It is required that all of the data be written out exactly.

── Dataset rows

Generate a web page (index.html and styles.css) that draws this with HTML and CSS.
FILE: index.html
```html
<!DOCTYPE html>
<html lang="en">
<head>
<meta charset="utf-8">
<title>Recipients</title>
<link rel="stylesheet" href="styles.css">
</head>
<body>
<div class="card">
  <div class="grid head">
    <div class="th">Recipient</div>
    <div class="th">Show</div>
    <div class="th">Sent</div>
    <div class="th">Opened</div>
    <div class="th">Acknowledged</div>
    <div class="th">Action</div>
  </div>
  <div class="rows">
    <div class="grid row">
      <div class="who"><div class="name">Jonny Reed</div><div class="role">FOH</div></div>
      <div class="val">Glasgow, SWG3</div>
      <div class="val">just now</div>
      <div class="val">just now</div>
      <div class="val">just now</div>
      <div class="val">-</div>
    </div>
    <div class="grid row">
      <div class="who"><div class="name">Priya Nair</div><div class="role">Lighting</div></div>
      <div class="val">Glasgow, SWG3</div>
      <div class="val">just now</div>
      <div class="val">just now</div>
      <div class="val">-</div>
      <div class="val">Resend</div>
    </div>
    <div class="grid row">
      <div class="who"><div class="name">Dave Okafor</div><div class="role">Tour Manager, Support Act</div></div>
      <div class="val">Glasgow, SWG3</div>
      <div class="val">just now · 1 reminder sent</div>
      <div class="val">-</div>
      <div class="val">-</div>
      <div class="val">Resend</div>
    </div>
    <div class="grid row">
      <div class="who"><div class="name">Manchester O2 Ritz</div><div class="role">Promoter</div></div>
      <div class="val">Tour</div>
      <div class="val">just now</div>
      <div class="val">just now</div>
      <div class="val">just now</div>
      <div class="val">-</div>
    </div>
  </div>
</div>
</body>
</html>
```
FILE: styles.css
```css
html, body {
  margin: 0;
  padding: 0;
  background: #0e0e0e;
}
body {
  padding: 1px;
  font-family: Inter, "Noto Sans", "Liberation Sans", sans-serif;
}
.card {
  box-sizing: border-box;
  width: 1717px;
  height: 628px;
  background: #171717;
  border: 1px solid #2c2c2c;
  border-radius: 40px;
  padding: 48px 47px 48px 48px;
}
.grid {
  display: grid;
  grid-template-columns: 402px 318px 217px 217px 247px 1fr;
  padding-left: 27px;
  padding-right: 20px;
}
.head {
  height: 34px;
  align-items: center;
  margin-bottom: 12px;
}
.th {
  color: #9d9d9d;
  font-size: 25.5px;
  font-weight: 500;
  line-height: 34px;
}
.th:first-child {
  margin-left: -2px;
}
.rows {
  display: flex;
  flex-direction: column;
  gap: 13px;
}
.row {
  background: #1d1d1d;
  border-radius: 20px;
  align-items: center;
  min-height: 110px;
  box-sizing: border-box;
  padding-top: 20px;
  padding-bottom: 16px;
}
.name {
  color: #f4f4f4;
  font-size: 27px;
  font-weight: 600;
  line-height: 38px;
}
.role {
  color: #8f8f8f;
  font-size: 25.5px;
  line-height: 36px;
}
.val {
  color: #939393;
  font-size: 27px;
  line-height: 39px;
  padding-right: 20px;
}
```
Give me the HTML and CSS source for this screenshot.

────

* [Exercise solution]:
Generate a web page (index.html and styles.css) that draws this with HTML and CSS.
FILE: index.html
```html
<!DOCTYPE html>
<html lang="en">
<head>
<meta charset="utf-8">
<title>Recipients</title>
<link rel="stylesheet" href="styles.css">
</head>
<body>
<div class="card">
  <div class="grid head">
    <div class="th">Recipient</div>
    <div class="th">Show</div>
    <div class="th">Sent</div>
    <div class="th">Opened</div>
    <div class="th">Acknowledged</div>
    <div class="th">Action</div>
  </div>
  <div class="rows">
    <div class="grid row">
      <div class="who"><div class="name">Jonny Reed</div><div class="role">FOH</div></div>
      <div class="val">Glasgow, SWG3</div>
      <div class="val">just now</div>
      <div class="val">just now</div>
      <div class="val">just now</div>
      <div class="val">-</div>
    </div>
    <div class="grid row">
      <div class="who"><div class="name">Priya Nair</div><div class="role">Lighting</div></div>
      <div class="val">Glasgow, SWG3</div>
      <div class="val">just now</div>
      <div class="val">just now</div>
      <div class="val">-</div>
      <div class="val">Resend</div>
    </div>
    <div class="grid row">
      <div class="who"><div class="name">Dave Okafor</div><div class="role">Tour Manager, Support Act</div></div>
      <div class="val">Glasgow, SWG3</div>
      <div class="val">just now · 1 reminder sent</div>
      <div class="val">-</div>
      <div class="val">-</div>
      <div class="val">Resend</div>
    </div>
    <div class="grid row">
      <div class="who"><div class="name">Manchester O2 Ritz</div><div class="role">Promoter</div></div>
      <div class="val">Tour</div>
      <div class="val">just now</div>
      <div class="val">just now</div>
      <div class="val">just now</div>
      <div class="val">-</div>
    </div>
  </div>
</div>
</body>
</html>
```
FILE: styles.css
```css
html, body {
  margin: 0;
  padding: 0;
  background: #0e0e0e;
}
body {
  padding: 1px;
  font-family: Inter, "Noto Sans", "Liberation Sans", sans-serif;
}
.card {
  box-sizing: border-box;
  width: 1717px;
  height: 628px;
  background: #171717;
  border: 1px solid #2c2c2c;
  border-radius: 40px;
  padding: 48px 47px 48px 48px;
}
.grid {
  display: grid;
  grid-template-columns: 402px 318px 217px 217px 247px 1fr;
  padding-left: 27px;
  padding-right: 20px;
}
.head {
  height: 34px;
  align-items: center;
  margin-bottom: 12px;
}
.th {
  color: #9d9d9d;
  font-size: 25.5px;
  font-weight: 500;
  line-height: 34px;
}
.th:first-child {
  margin-left: -2px;
}
.rows {
  display: flex;
  flex-direction: column;
  gap: 13px;
}
.row {
  background: #1d1d1d;
  border-radius: 20px;
  align-items: center;
  min-height: 110px;
  box-sizing: border-box;
  padding-top: 20px;
  padding-bottom: 16px;
}
.name {
  color: #f4f4f4;
  font-size: 27px;
  font-weight: 600;
  line-height: 38px;
}
.role {
  color: #8f8f8f;
  font-size: 25.5px;
  line-height: 36px;
}
.val {
  color: #939393;
  font-size: 27px;
  line-height: 39px;
  padding-right: 20px;
}
```
Give me the HTML and CSS source for this screenshot.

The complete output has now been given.